LIFE MATTERS-7

Deuteronomy 30

February 16, 2014

In 1998 the movie, The Truman Show, was released and achieved great critical and commercial success. It was nominated for several awards including Academy Awards and it made hundreds of millions of dollars. The premise of the movie is not that complicated but the questions it asks are. The premise of the movie is that one man has lived his whole life as the central figure of a reality TV show and everyone knows about it except him. The main character, Truman, was put up for adoption as a baby but his adoption fell through countless times until finally a corporation adopts him. This corporation turns Truman’s entire life into a reality TV show. A large set akin to a giant dome is built for Truman. He is conditioned to stay within the confines of this fabricated world. He is told on a regular basis to not seek adventure or explore. He shouldn’t go out on the water because it is dangerous. He is trained on a regular basis to accept that life as he sees it is life as it is. In a lot of ways, Truman’s life is a good life. He grows up to have a good job and live in a comfortable neighborhood in the town of “Seahaven.” He has friends that he says hello to everyday and a wife who is kind to him all the while she is consistently using product placement to help sell revenue for this reality TV show. Millions of people buy into Truman’s life and watch it every week. Truman’s life is perfect until it all comes crashing down, literally. The fabricated world begins to lose some of its reality through a series of events. One day a stage light falls from the set and crashes down in front of Truman. In this moment, reality is cracked and Truman starts to wonder if there is a greater reality that he cannot yet comprehend, a life beyond his comfortable job, his beautiful house and his daily life. He starts to wonder if there is more.

The movie culminates with Truman, through a series of events, becoming convinced that there is a real life beyond the world he can currently comprehend. He begins a journey that is dangerous and bold to find true life, the ultimate reality. Every step of the way, the majority of Truman’s friends and neighbors exhort Truman to follow the life that they are all following. To forget the possibility that reality and the life in front of him might be cheap and temporary and that a greater life might be around the corner. The movie culminates with Truman sailing to the edge of the dome and finding an exit door. He is faced with a choice: choose life here or choose life beyond. He takes a final bow and exits to a new adventure and a life beyond the normal.

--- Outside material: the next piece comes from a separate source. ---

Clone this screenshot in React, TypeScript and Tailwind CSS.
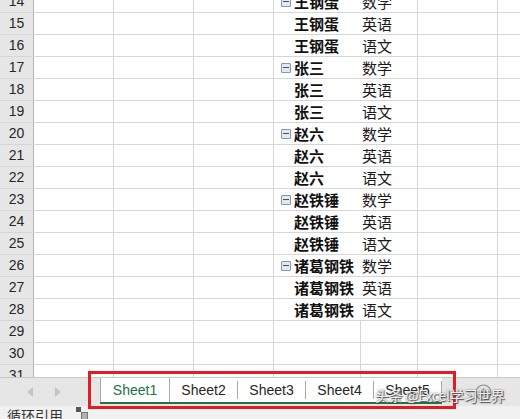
import React from "react";

// one row of the pivot area: [row number, show minus box, name, subject]
type Row = { n: number; group?: boolean; name?: string; subject?: string };

const rows: Row[] = [
  { n: 14, group: true, name: "王钢蛋", subject: "数学" },
  { n: 15, name: "王钢蛋", subject: "英语" },
  { n: 16, name: "王钢蛋", subject: "语文" },
  { n: 17, group: true, name: "张三", subject: "数学" },
  { n: 18, name: "张三", subject: "英语" },
  { n: 19, name: "张三", subject: "语文" },
  { n: 20, group: true, name: "赵六", subject: "数学" },
  { n: 21, name: "赵六", subject: "英语" },
  { n: 22, name: "赵六", subject: "语文" },
  { n: 23, group: true, name: "赵铁锤", subject: "数学" },
  { n: 24, name: "赵铁锤", subject: "英语" },
  { n: 25, name: "赵铁锤", subject: "语文" },
  { n: 26, group: true, name: "诸葛钢铁", subject: "数学" },
  { n: 27, name: "诸葛钢铁", subject: "英语" },
  { n: 28, name: "诸葛钢铁", subject: "语文" },
  { n: 29 },
  { n: 30 },
  { n: 31 },
];

const tabs = ["Sheet1", "Sheet2", "Sheet3", "Sheet4", "Sheet5"];

function MinusBox() {
  return (
    <span className="w-[10px] h-[10px] border border-[#8896aa] bg-[#e4e8ee] rounded-[1px] flex items-center justify-center shrink-0">
      <span className="w-[6px] h-[1px] bg-[#4b5566]" />
    </span>
  );
}

function SheetRow({ row }: { row: Row }) {
  const pivot = !!row.name;
  return (
    <div className="flex h-[22px] border-b border-[#d6d6d6]">
      <div className="w-[34px] shrink-0 bg-[#e6e6e6] border-r border-[#b4b4b4] flex items-center justify-center text-[14px] text-[#262626] [font-family:'Liberation_Sans',Arial,sans-serif]">
        {row.n}
      </div>
      <div className="w-[80px] shrink-0 border-r border-[#d6d6d6]" />
      <div className="w-[80px] shrink-0 border-r border-[#d6d6d6]" />
      <div className="w-[80px] shrink-0 border-r border-[#d6d6d6]" />
      <div
        className={
          pivot
            ? "w-[87px] shrink-0 border-r border-white flex items-center pl-[7px]"
            : "w-[87px] shrink-0 border-r border-[#d6d6d6]"
        }
      >
        {pivot && (
          <>
            <span className="w-[13px] shrink-0 flex items-center">{row.group && <MinusBox />}</span>
            <span className="font-bold text-[15px] text-[#111] whitespace-nowrap leading-none">{row.name}</span>
          </>
        )}
      </div>
      <div className="w-[57px] shrink-0 border-r border-[#d6d6d6] flex items-center pl-[1px]">
        {pivot && <span className="text-[15px] text-[#1a1a1a] whitespace-nowrap leading-none">{row.subject}</span>}
      </div>
      <div className="w-[80px] shrink-0 border-r border-[#d6d6d6]" />
      <div className="flex-1" />
    </div>
  );
}

export default function App() {
  return (
    <div className="w-[520px] h-[419px] overflow-hidden relative bg-white [font-family:'Noto_Sans_CJK_SC','Liberation_Sans',sans-serif]">
      {/* grid */}
      <div className="h-[377px] overflow-hidden">
        <div className="-mt-[9px]">
          {rows.map((r) => (
            <SheetRow key={r.n} row={r} />
          ))}
        </div>
      </div>

      {/* sheet tabs */}
      <div className="h-[29px] flex bg-[#e6e6e6] border-t border-[#c8c8c8]">
        <div className="w-[100px] shrink-0 flex items-center">
          <span className="ml-[27px] w-0 h-0 border-y-[5px] border-y-transparent border-r-[6px] border-r-[#c4c4c4]" />
          <span className="ml-[22px] w-0 h-0 border-y-[5px] border-y-transparent border-l-[6px] border-l-[#c4c4c4]" />
        </div>
        <div className="flex bg-white border-b-2 border-[#217346] h-[26px] [font-family:'Liberation_Sans',Arial,sans-serif]">
          {tabs.map((t, i) => (
            <div
              key={t}
              className={
                i === 0
                  ? "w-[70px] flex items-center justify-center text-[14px] text-[#217346] border-l border-[#a8a8a8] border-r border-r-[#a8a8a8]"
                  : "w-[68px] flex items-center justify-center text-[14px] text-[#262626] border-r border-[#a8a8a8] my-[3px]"
              }
            >
              {t}
            </div>
          ))}
        </div>
        <div className="flex-1 flex items-center pl-[33px]">
          <svg width="17" height="17" viewBox="0 0 17 17">
            <circle cx="8.5" cy="8.5" r="7.5" fill="none" stroke="#8c8c8c" strokeWidth="1.2" />
            <path d="M8.5 4.5v8M4.5 8.5h8" stroke="#6e6e6e" strokeWidth="1.4" />
          </svg>
        </div>
      </div>

      {/* status bar */}
      <div className="h-[13px] bg-[#f1f1f1] flex items-start overflow-visible">
        <span className="ml-[7px] text-[14px] leading-[18px] text-[#333]">循环引用</span>
        <svg className="ml-[12px] mt-[1px]" width="14" height="13" viewBox="0 0 14 13">
          <rect x="1" y="0" width="5" height="5" fill="#555" />
          <rect x="6" y="5" width="7" height="8" fill="#777" />
          <path d="M7 7h5M7 9h5M7 11h5" stroke="#eee" strokeWidth="1" />
        </svg>
      </div>

      {/* red annotation box */}
      <div className="absolute left-[88px] top-[371px] w-[368px] h-[38px] border-[3px] border-[#e31b23]" />

      {/* watermark */}
      <div className="absolute left-[375px] top-[385px] text-[14px] leading-[20px] tracking-[-0.3px] text-white/90 whitespace-nowrap [text-shadow:0_0_2px_#555,1px_1px_1px_#444]">
        头条 @Excel学习世界
      </div>
    </div>
  );
}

This was a great movie for many reasons but I think it resonated with millions of people because it introduced an idea that gnaws at all of our souls. Is there something more? Is this reality, isthis current life all there is to live for, or is there more? And here is the really amazing conundrum of this movie and the idea it introduces: choosing life isn’t simple. I think we would all agree that with a full understanding of Truman’s experience – that his life was fabricated and shallow, it would be easy to leave through the exit door. Truman’s eyes are opened to the idea of a life bigger than his small comprehension, but the choice of stepping out through the exit door was difficult. His life was comfortable and full of many good things. He had a career, friends and a nice place in “Seahaven.” Leaving that behind would be simple in retrospect but not when you place yourself in his shoes. The exit door leads to an unknown world and an unknown life. Leaving the comfort and success of his current life was counterintuitive.

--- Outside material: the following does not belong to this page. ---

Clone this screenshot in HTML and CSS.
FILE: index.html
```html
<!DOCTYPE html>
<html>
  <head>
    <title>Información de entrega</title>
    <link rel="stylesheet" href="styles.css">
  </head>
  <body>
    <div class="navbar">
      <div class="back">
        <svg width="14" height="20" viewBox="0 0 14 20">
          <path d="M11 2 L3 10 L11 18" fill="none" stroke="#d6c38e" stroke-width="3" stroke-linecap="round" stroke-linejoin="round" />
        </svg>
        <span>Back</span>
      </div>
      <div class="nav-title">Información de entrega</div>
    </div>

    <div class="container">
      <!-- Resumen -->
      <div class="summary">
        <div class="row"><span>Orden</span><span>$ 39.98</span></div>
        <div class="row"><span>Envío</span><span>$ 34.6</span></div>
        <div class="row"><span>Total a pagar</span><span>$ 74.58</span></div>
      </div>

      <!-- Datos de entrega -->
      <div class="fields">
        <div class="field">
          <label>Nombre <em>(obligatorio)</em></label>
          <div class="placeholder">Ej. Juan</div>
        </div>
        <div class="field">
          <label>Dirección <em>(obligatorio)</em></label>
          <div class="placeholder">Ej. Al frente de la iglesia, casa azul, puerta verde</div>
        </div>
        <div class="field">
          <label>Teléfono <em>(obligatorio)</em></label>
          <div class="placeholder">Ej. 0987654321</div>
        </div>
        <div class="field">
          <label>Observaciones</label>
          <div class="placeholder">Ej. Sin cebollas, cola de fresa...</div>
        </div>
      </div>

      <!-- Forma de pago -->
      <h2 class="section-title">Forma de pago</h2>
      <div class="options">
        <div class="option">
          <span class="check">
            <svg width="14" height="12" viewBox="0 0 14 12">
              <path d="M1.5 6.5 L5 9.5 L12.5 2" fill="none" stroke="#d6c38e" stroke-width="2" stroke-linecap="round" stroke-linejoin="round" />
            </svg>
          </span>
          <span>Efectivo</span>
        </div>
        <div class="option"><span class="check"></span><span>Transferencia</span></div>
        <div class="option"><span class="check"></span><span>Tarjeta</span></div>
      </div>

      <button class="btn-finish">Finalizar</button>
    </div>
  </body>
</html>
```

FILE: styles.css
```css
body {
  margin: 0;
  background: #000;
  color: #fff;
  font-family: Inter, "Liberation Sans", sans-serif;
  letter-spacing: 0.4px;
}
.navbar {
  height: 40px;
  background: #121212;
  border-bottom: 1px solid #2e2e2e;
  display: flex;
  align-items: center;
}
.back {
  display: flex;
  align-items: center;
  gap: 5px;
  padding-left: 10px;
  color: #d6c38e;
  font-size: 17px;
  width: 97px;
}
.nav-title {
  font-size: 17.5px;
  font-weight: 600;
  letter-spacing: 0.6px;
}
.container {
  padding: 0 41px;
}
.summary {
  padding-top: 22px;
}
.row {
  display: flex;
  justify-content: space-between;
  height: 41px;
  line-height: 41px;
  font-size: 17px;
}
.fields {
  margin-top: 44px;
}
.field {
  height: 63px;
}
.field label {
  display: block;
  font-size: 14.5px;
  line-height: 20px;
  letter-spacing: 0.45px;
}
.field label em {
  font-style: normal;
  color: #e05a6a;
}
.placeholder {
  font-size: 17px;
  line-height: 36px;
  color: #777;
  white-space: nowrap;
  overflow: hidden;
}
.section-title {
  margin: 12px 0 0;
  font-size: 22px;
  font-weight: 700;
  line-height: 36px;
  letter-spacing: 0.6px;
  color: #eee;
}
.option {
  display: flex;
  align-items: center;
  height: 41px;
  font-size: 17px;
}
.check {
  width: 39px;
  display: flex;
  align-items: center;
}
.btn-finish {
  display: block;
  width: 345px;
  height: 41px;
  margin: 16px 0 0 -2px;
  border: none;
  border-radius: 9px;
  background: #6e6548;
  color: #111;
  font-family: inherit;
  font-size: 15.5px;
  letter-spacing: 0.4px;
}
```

I think this story resonates with all of humanity but especially with Christians. The truth is that we live in a temporary and created world. We are born into it, it is our reality. The message of God is that there is an exit door and a much greater life to be lived. The difficult thing is that choosing life, God’s life, isn’t simple. Because in much the same way, we have friends, neighbors and coworkers just like Truman’s. People that directly and indirectly caution us from venturing beyond the known. We are surrounded by people in our own little “Seahaven” who are chasing the American Dream and they seem to have a good life, so life beyond the exit door seems hard to comprehend, it is fearful and it is counterintuitive.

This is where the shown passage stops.